“You’ve always had the power, my dear. You just had to learn it for yourself.”
-Glinda the Good Witch; The Wonderful Wizard of Oz” by L. Frank Baum
Of all of the childhood stories I’ve read and movies I’ve watched, The Wizard of Oz is my all-time favorite. Whether it’s the classic film starring Judy Garland and those iconic ruby slippers or The Wiz that places Diana Ross in Dorothy’s role and highlights Michael Jackson as The Scarecrow, it is mandatory that I watch it if it’s on television. As a child, I appreciated both films for their bright colors, beautiful music and the overall message that good conquers evil. As an adult, I’ve come to appreciate the deeper message of owning your power. In both incarnations of the film, our heroes discovered that the very things they sought-a brain, a heart, courage and belonging-were within them the entire time. It just took an adventure that challenged them to the height of their abilities to bring it out of them.
This past Wednesday I received notice that I’ve been accepted into my masters program, a goal that I had been striving for during the entire summer. I was elated to the point of tears, and anyone who knows me well knows that I’m not a happy crier. Naturally, the next step was to call my parents and tell them the good news. As I was gushing about it all, both of them separately asked me the same question:
“Jasmyn, are you surprised?”
Although my initial answer was “No, I’m just that happy!” their inquiry got me thinking. To a degree, I was surprised-and yet I had no reason to be. Intellectually I knew that I had done my very best and that I was more than qualified to enter the program. However, this belief took a bit longer to reach my heart, hence the happy tears.
It’s an ongoing paradox.
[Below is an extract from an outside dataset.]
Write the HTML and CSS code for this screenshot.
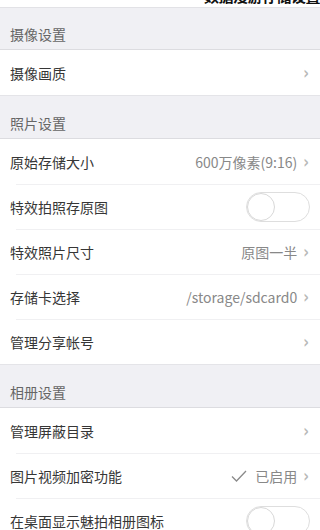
FILE: index.html
```html
<!DOCTYPE html>
<html lang="zh">
<head>
<meta charset="utf-8">
<link rel="stylesheet" href="styles.css">
</head>
<body>
<div class="page">
  <div class="topstrip"><span class="toptext">数据漫游存储设置</span></div>

  <div class="section-head first">摄像设置</div>
  <div class="group">
    <div class="row"><span class="label">摄像画质</span><span class="right"><span class="chev">›</span></span></div>
  </div>

  <div class="section-head">照片设置</div>
  <div class="group">
    <div class="row"><span class="label">原始存储大小</span><span class="right"><span class="value">600万像素(9:16)</span><span class="chev">›</span></span></div>
    <div class="row"><span class="label">特效拍照存原图</span><span class="right"><span class="switch"><span class="knob"></span></span></span></div>
    <div class="row"><span class="label">特效照片尺寸</span><span class="right"><span class="value">原图一半</span><span class="chev">›</span></span></div>
    <div class="row"><span class="label">存储卡选择</span><span class="right"><span class="value">/storage/sdcard0</span><span class="chev">›</span></span></div>
    <div class="row"><span class="label">管理分享帐号</span><span class="right"><span class="chev">›</span></span></div>
  </div>

  <div class="section-head">相册设置</div>
  <div class="group">
    <div class="row"><span class="label">管理屏蔽目录</span><span class="right"><span class="chev">›</span></span></div>
    <div class="row"><span class="label">图片视频加密功能</span><span class="right"><svg class="check" width="16" height="12" viewBox="0 0 16 12"><path d="M1 6.5 L5.5 11 L15 1" fill="none" stroke="#8a8a8a" stroke-width="1.3"/></svg><span class="value">已启用</span><span class="chev">›</span></span></div>
    <div class="row"><span class="label">在桌面显示魅拍相册图标</span><span class="right"><span class="switch"><span class="knob"></span></span></span></div>
  </div>
</div>
</body>
</html>
```
FILE: styles.css
```css
html, body {
  margin: 0;
  padding: 0;
  background: #ffffff;
}
.page {
  width: 320px;
  height: 530px;
  overflow: hidden;
  font-family: "Noto Sans CJK SC", "Noto Sans", sans-serif;
  background: #f0f0f4;
}
.topstrip {
  height: 7px;
  background: #ffffff;
  overflow: hidden;
  text-align: right;
  border-bottom: 1px solid #e2e2e6;
}
.toptext {
  display: block;
  margin-top: -13px;
  font-size: 15px;
  line-height: 18px;
  font-weight: bold;
  color: #111;
  letter-spacing: -0.5px;
}
.section-head {
  height: 43px;
  display: flex;
  align-items: flex-end;
  padding: 0 10px 5px;
  box-sizing: border-box;
  font-size: 14px;
  color: #666;
  background: #f0f0f4;
  border-bottom: 1px solid #dcdce0;
}
.section-head.first {
  height: 42px;
}
.group {
  background: #ffffff;
  border-bottom: 1px solid #e4e4e8;
}
.row {
  height: 45px;
  display: flex;
  align-items: center;
  justify-content: space-between;
  padding: 0 10px;
  box-sizing: border-box;
  position: relative;
}
.row + .row::before {
  content: "";
  position: absolute;
  top: 0;
  left: 16px;
  right: 0;
  height: 1px;
  background: #f0f0f2;
}
.label {
  font-size: 14px;
  color: #363636;
}
.right {
  display: flex;
  align-items: center;
}
.value {
  font-size: 14px;
  color: #888;
}
.check {
  margin-right: 8px;
}
.chev {
  font-size: 14px;
  font-weight: bold;
  color: #b8b8b8;
  margin-left: 6px;
  margin-right: 1px;
  font-family: "DejaVu Sans", sans-serif;
  transform: scaleY(1.2);
}
.switch {
  width: 64px;
  height: 30px;
  box-sizing: border-box;
  border: 1px solid #dedede;
  border-radius: 15px;
  position: relative;
  background: #fff;
}
.knob {
  position: absolute;
  left: 0;
  top: 0;
  width: 28px;
  height: 28px;
  box-sizing: border-box;
  border: 1px solid #d8d8d8;
  border-radius: 50%;
  background: #fff;
}
```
Even when all signs are in our favor to pursue the next step in our life’s adventure, there is this nagging undercurrent of doubt that whispers to us, planting the notion that we don’t deserve to move forward, or that we’re incapable of achieving our calling. It’s as if our gifts, talents and abilities have a direct negative relationship with the level of confidence we have in ourselves.
That is where faith comes in. We must have faith that as long as we’re in concert with God, He’s directing us in alignment with our purpose. Second, we must maintain faith in knowing that we have all we need to accomplish anything we set our minds to. The intellect, compassion, bravery and acceptance that we seek to find doesn’t exist over some distant rainbow. Rather, by following our own yellow brick roads, we’ll arrive at our God-given destinations and find that it was within us all along-that is, if we’re willing to take the journey.